### Exercise directions
Take every line from the listing below that includes "styles" and copy it.

### Supplied data
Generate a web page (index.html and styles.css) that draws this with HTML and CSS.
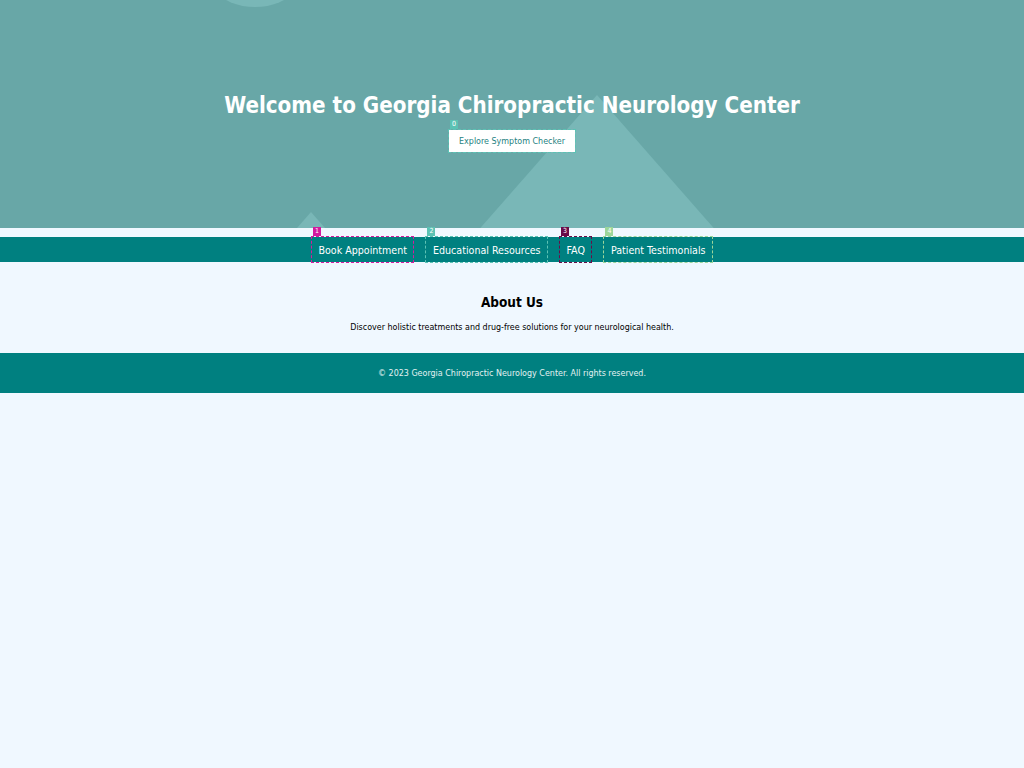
--
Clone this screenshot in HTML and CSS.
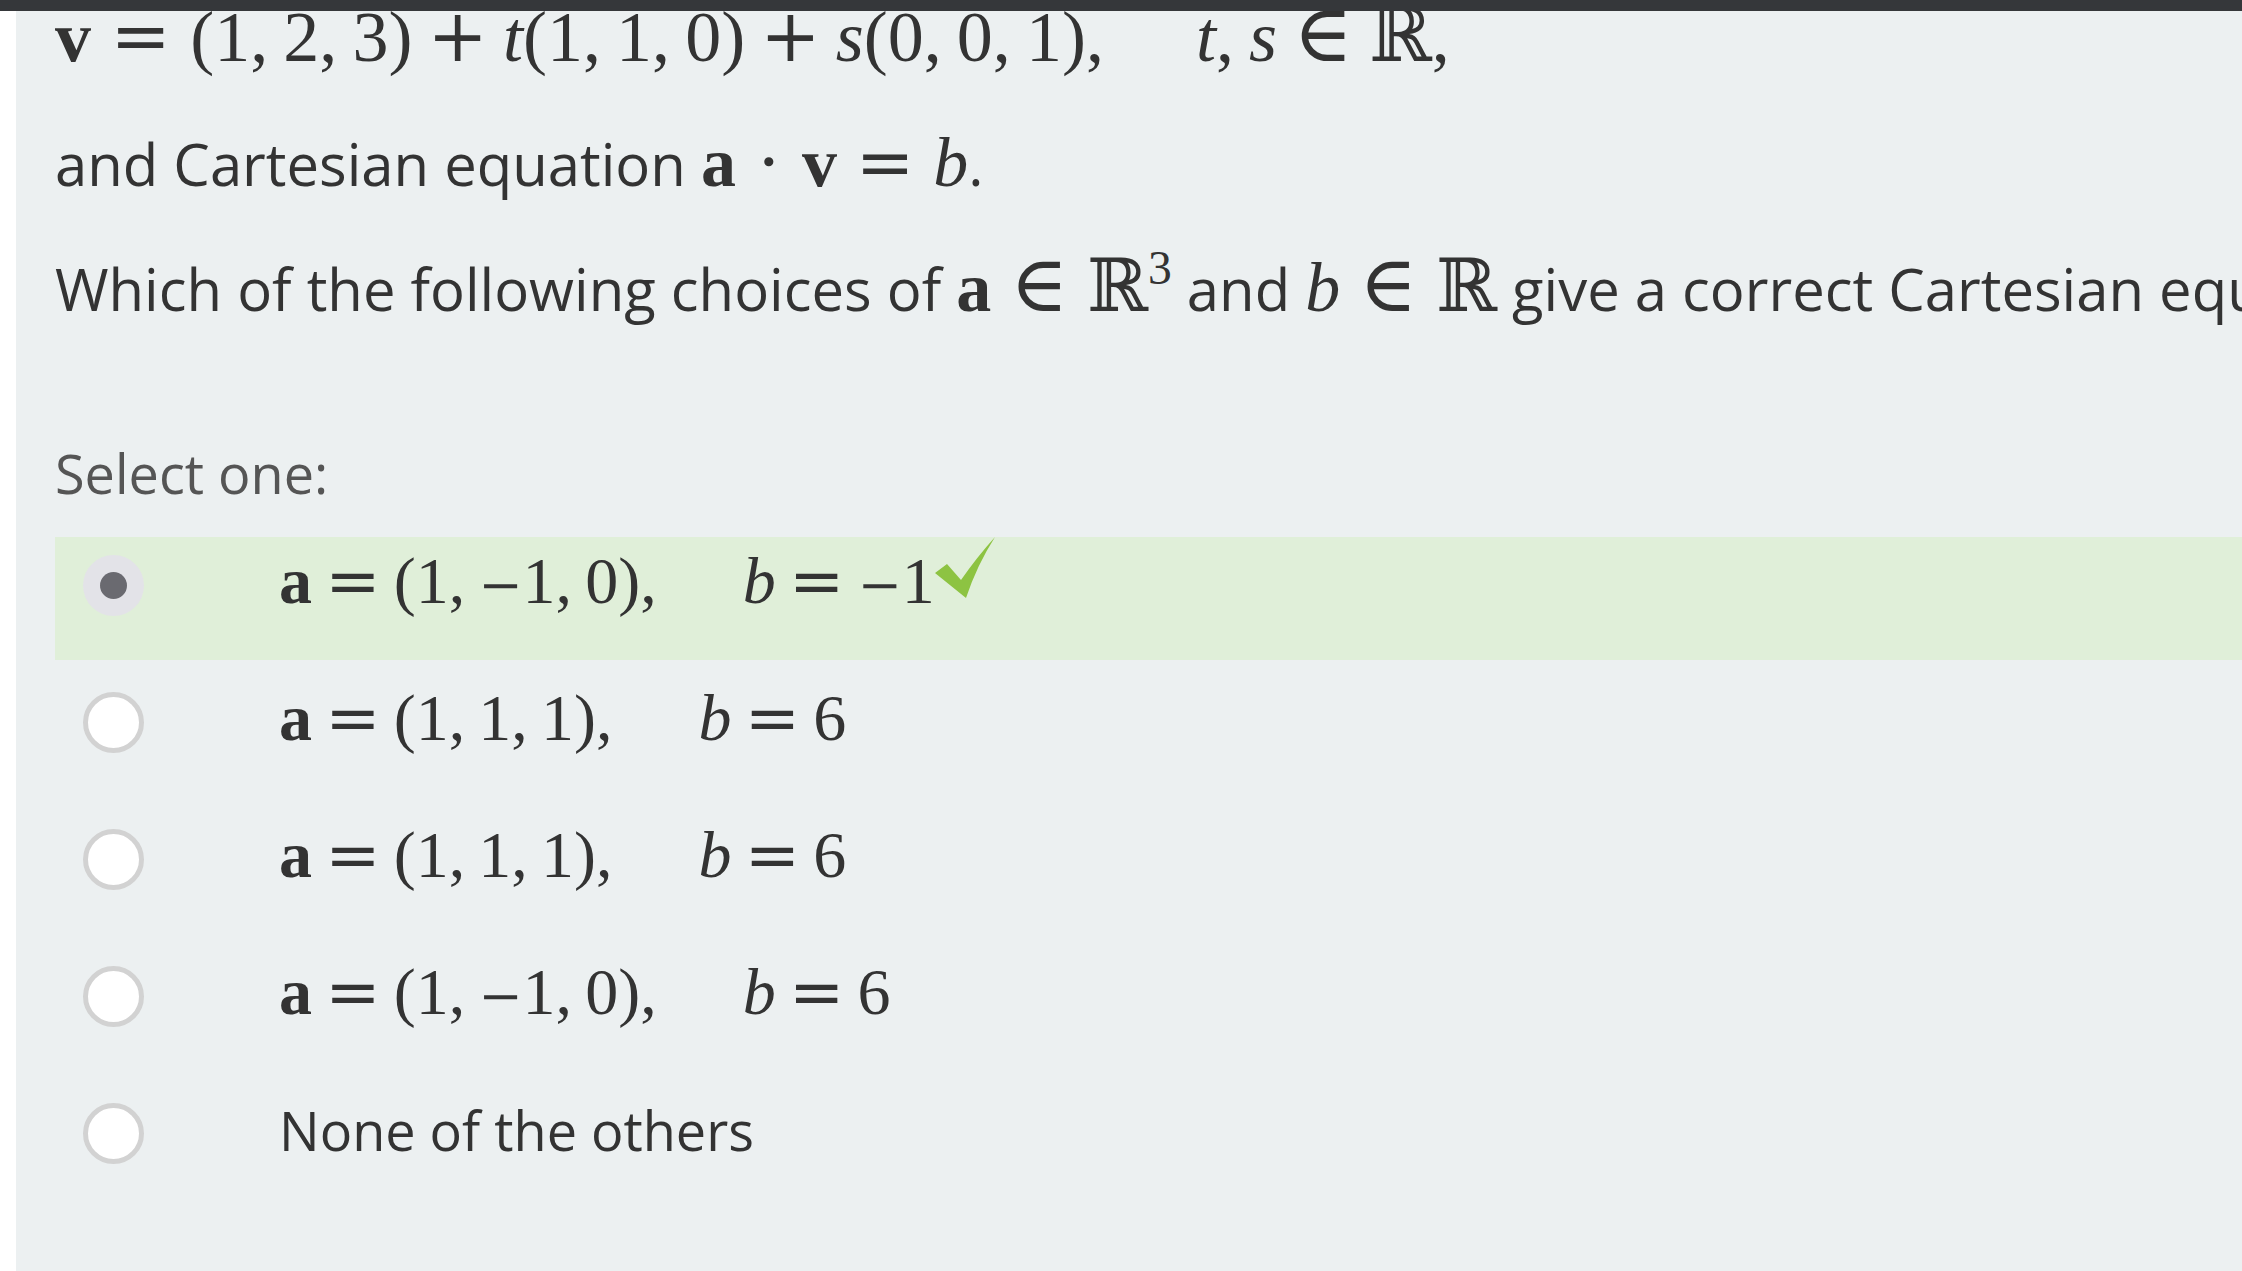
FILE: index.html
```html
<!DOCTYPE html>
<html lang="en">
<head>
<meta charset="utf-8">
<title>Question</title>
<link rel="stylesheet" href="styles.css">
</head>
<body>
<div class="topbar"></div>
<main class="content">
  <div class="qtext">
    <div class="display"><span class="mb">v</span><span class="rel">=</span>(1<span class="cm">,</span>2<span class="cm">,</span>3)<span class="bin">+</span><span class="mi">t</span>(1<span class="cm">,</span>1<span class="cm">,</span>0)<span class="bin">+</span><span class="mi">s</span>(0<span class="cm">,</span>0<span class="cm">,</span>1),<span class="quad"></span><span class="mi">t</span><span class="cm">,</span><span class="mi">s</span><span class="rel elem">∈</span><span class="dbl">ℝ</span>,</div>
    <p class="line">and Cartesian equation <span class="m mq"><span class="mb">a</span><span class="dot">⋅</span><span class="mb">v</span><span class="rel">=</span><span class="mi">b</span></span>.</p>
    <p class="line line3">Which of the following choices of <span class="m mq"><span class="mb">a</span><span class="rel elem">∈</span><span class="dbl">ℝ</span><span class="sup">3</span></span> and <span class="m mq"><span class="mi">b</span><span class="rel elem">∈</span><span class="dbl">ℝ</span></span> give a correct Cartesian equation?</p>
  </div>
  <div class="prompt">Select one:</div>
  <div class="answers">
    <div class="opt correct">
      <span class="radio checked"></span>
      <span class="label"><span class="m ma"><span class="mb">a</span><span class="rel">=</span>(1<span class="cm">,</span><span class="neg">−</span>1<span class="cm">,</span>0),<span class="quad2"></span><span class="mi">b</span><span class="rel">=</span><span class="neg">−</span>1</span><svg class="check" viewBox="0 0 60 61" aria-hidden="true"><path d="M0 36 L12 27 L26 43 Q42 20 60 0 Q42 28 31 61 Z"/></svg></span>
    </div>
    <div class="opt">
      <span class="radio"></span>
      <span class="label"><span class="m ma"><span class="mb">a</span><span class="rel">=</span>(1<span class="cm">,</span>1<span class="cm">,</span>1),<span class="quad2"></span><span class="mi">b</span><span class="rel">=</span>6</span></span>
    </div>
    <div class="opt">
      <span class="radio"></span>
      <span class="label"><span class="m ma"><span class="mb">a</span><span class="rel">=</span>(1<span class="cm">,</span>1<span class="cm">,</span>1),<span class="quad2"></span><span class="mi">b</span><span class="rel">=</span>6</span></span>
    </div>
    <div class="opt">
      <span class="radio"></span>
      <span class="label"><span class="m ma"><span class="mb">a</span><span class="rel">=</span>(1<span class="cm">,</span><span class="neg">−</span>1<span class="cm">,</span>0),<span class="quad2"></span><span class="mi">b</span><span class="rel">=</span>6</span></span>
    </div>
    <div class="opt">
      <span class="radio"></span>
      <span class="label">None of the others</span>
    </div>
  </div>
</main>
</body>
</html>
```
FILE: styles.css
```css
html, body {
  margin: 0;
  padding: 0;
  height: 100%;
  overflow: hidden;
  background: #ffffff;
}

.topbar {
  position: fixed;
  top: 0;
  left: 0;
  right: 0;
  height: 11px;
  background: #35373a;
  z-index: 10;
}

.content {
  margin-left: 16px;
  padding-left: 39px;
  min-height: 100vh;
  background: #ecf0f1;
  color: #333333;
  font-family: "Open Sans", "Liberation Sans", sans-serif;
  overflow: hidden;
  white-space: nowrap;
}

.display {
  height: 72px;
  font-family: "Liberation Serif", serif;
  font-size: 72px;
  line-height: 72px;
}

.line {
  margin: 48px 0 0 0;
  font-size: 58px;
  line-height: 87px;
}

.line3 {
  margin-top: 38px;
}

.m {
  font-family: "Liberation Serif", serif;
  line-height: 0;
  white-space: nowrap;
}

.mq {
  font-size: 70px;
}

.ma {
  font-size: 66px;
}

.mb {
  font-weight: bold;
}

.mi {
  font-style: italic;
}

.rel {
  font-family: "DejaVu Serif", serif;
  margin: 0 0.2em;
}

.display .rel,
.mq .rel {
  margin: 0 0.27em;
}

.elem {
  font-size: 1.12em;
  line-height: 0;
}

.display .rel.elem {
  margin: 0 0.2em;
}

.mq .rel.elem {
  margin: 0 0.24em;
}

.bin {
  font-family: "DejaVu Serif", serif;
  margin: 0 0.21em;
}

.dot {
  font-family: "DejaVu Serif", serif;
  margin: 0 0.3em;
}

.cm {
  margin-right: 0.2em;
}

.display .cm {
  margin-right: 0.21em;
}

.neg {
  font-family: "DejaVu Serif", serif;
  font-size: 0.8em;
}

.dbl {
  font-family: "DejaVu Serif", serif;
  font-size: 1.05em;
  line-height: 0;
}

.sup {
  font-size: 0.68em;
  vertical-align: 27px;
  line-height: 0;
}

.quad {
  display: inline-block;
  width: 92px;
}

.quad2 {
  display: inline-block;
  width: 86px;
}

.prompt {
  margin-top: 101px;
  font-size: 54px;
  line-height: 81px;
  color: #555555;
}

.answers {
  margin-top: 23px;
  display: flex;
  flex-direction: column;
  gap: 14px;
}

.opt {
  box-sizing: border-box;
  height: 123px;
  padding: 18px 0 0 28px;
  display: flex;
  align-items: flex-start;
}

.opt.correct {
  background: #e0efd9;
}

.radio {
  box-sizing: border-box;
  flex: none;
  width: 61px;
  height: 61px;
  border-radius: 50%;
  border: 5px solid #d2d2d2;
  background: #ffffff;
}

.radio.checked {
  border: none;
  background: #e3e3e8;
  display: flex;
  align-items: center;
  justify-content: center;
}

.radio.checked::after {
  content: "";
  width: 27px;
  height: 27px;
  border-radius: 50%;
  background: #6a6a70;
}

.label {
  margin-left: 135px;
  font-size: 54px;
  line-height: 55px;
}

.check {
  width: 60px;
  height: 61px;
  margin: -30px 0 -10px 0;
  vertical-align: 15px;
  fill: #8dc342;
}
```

### Result below
Generate a web page (index.html and styles.css) that draws this with HTML and CSS.
<link rel="stylesheet" href="styles.css">
FILE: styles.css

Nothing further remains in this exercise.